## Written instruction
Read the records below. Copy each line where the string "TypeScript" occurs.

..............................

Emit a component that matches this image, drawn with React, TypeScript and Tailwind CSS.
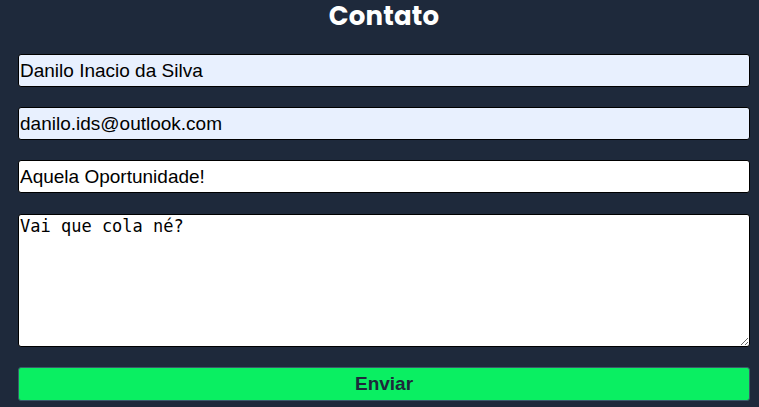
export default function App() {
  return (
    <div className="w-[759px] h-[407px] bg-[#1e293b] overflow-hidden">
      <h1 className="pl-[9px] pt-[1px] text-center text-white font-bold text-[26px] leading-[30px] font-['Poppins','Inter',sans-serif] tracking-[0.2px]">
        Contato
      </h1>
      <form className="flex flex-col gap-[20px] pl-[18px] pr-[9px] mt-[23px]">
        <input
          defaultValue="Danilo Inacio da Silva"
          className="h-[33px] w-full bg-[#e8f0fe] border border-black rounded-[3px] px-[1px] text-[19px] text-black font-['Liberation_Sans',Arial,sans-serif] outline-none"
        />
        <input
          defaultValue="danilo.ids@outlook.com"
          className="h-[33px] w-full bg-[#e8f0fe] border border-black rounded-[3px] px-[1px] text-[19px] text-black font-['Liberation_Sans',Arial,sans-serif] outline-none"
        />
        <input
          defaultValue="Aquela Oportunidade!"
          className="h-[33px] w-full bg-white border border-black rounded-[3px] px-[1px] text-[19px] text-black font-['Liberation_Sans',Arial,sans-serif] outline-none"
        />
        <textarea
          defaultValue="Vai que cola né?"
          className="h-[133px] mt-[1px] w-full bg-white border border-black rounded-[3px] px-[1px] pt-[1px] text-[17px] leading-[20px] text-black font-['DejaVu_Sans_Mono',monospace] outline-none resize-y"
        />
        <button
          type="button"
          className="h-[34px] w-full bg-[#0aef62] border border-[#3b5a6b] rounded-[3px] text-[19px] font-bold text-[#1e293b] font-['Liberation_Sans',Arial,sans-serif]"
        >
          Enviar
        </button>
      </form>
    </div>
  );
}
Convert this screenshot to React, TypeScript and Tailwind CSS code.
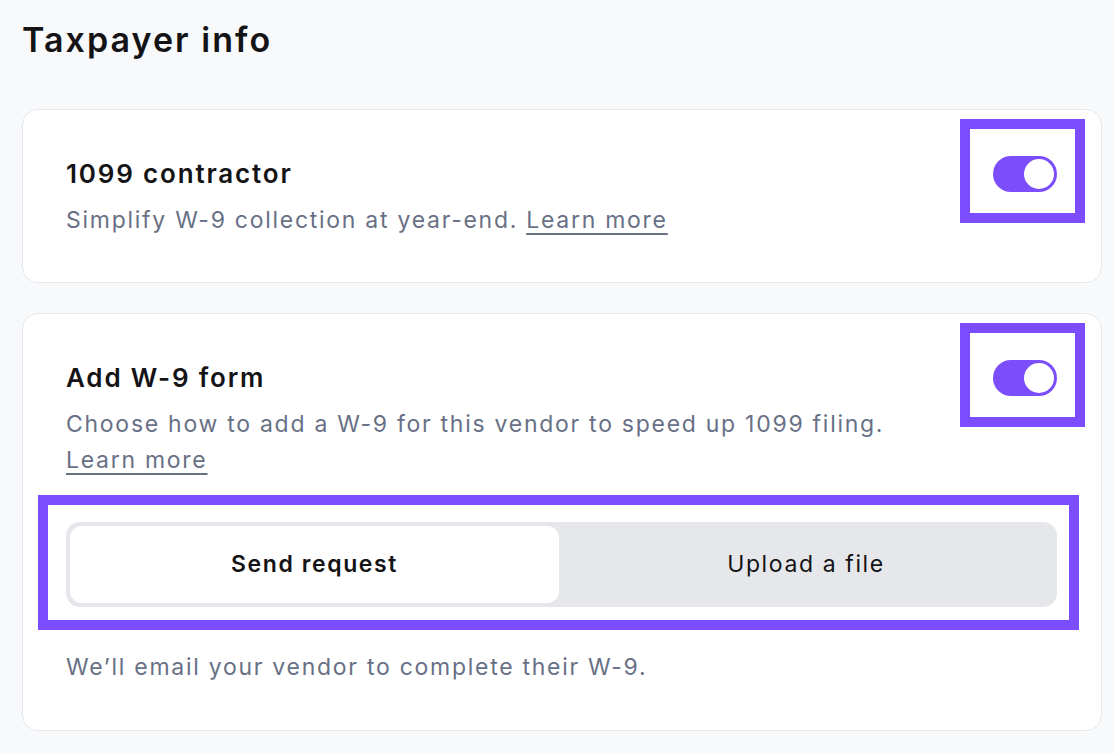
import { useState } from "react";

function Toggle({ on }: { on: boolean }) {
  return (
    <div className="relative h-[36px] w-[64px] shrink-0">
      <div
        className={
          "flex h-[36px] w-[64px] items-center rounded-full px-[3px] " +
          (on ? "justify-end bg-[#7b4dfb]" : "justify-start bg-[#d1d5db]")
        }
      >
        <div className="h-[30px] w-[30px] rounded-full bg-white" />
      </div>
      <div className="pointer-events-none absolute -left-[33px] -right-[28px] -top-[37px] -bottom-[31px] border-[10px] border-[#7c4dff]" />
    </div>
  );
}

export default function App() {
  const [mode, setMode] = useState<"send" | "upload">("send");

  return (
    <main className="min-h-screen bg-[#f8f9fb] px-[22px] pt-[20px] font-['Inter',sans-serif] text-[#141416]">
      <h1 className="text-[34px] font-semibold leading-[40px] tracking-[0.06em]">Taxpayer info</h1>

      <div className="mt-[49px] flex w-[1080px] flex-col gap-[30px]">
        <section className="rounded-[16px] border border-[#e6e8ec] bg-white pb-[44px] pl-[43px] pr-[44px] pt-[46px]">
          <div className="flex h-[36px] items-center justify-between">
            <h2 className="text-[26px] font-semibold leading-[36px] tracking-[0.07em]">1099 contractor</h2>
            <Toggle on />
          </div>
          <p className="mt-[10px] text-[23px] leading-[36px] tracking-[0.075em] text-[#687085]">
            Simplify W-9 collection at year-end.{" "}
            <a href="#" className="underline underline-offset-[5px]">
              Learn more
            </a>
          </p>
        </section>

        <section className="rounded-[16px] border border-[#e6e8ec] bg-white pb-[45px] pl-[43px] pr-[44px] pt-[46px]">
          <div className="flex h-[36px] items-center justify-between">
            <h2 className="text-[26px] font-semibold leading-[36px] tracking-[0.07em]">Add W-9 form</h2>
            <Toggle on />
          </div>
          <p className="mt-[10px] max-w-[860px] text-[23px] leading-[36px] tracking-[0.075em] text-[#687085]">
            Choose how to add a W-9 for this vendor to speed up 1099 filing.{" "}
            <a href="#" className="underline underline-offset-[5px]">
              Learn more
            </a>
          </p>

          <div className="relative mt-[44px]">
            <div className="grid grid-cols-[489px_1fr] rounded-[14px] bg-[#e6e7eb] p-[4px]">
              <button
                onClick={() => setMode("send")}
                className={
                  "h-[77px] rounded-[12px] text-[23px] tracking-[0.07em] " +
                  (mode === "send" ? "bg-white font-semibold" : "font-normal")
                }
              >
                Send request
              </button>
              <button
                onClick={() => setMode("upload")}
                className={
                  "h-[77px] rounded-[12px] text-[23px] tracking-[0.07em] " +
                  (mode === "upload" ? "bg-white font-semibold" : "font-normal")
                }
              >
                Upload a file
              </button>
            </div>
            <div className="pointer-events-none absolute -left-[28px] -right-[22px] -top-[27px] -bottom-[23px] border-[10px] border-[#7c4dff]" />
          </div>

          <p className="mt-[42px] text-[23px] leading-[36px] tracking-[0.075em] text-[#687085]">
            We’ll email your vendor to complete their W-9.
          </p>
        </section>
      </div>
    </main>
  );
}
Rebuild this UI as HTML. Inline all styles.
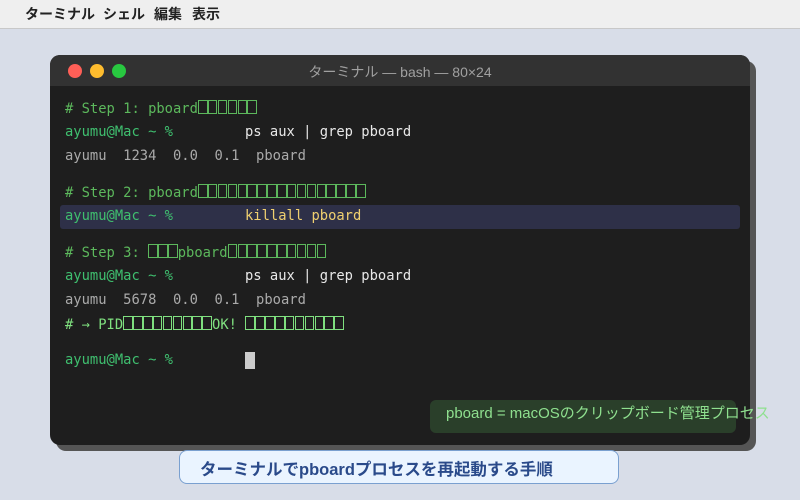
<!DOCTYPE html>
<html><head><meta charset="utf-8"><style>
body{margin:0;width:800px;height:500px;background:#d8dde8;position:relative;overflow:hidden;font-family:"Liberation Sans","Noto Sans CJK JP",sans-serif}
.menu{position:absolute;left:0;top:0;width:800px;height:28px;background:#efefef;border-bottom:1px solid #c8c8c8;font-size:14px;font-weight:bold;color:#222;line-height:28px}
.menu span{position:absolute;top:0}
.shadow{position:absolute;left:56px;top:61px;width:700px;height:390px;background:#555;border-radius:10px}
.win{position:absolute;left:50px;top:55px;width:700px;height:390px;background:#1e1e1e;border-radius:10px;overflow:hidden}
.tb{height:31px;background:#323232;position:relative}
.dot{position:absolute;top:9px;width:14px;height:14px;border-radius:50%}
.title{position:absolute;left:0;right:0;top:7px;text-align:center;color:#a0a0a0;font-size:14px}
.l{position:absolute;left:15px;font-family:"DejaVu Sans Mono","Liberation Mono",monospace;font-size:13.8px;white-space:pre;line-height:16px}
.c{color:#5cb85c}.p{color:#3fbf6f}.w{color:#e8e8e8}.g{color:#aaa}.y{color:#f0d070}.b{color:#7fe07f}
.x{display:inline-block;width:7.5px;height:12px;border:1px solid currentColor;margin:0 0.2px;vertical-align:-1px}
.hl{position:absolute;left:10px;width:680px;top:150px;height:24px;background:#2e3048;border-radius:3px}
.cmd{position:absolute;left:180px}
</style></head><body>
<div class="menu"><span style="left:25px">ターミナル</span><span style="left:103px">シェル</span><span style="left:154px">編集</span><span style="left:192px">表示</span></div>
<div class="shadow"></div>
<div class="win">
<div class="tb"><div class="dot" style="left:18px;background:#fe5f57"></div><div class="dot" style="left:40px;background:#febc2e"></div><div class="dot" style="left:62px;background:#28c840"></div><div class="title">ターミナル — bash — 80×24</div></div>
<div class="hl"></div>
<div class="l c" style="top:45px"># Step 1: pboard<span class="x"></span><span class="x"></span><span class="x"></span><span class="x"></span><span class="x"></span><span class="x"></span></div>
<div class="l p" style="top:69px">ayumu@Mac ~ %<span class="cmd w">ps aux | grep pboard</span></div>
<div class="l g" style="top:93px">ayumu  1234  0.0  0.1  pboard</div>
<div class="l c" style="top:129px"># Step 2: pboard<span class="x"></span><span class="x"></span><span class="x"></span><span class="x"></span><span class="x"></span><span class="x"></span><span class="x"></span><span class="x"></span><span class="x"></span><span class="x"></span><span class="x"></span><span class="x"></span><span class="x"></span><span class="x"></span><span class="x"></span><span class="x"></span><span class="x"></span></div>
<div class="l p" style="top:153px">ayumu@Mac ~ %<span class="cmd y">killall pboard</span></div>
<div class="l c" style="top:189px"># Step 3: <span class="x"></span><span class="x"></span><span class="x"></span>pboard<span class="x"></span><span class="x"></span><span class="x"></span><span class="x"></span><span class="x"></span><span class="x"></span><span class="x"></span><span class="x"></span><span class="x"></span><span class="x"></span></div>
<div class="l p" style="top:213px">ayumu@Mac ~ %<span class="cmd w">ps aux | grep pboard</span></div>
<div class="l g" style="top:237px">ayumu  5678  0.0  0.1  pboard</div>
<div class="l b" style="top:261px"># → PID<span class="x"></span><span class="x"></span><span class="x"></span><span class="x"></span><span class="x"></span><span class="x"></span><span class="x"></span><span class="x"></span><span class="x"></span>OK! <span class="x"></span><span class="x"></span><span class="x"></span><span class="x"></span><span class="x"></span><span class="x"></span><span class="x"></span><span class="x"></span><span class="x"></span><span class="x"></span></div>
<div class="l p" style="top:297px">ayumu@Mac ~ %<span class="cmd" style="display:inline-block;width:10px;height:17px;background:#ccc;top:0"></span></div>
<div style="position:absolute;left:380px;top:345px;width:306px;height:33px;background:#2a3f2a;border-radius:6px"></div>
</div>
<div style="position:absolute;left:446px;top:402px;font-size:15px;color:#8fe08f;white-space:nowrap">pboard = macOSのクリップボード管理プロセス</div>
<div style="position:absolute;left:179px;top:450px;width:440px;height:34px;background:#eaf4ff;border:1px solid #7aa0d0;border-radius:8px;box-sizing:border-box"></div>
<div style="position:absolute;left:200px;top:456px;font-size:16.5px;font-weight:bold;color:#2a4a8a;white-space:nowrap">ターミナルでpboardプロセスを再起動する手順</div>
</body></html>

..............................

## Reply
Emit a component that matches this image, drawn with React, TypeScript and Tailwind CSS.
Convert this screenshot to React, TypeScript and Tailwind CSS code.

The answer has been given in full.